I would like to think that my schoolmates learned a thing or two from me and the other people at our school who weren’t middle-class. Rewind to a politics class where we debated the notion of a welfare state so thin it would only protect against starvation and destitution. Housed in temporary accommodation at the time and living on benefits, I was a passionate advocate on their behalf. Our classroom hosted a fierce debate with contributions from both those who had and hadn’t benefited from the welfare state. It provided an invaluable intersection between theory and reality in the shape of an angry sixth-former with a point to prove.
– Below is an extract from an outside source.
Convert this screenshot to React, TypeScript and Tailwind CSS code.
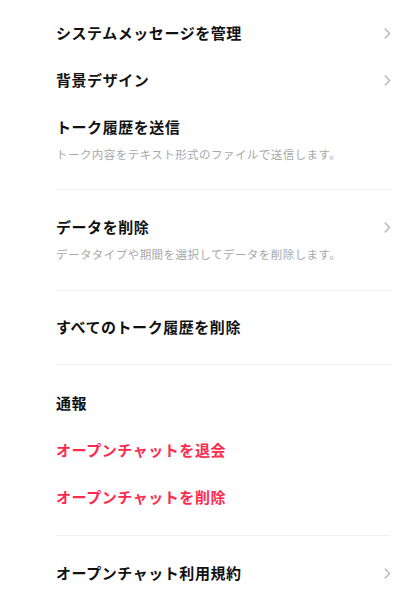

At university, years later, we would debate evidence that kids who played instruments and went to museums tended to have higher IQs. It was in these areas that my middle-class peers often fell down. They couldn’t view information like that outside of their own narrow experiences. These people genuinely thought their success was because their parents were smart and had made good choices. Being around students who hadn’t been as lucky as they had introduced the notion that sometimes correlation does not equal causation.
This seemed common sense to me, having grown up around tons of bright kids who were often held back academically by other factors. At university I met many of the opposite: those who should have been flung off the ladder early on, but who were aided by private tuition and schooling that allowed them to keep climbing it.
I also remember informing a friend that teaching at a state school doesn’t mean you’re that likely to get stabbed. He had aspirations to run the country one day, and, having gone to Cambridge, he may well do. I am glad that by going to university with me he has had the opportunity to socialise with those he someday wishes to represent.
Whatever your background, school can provide a vital lesson in learning about those not like you, and becoming a more rounded person. If the government wants to reintroduce an education system that benefits wealthier children academically, it’s worth remembering that it is not just the poor who are losing out.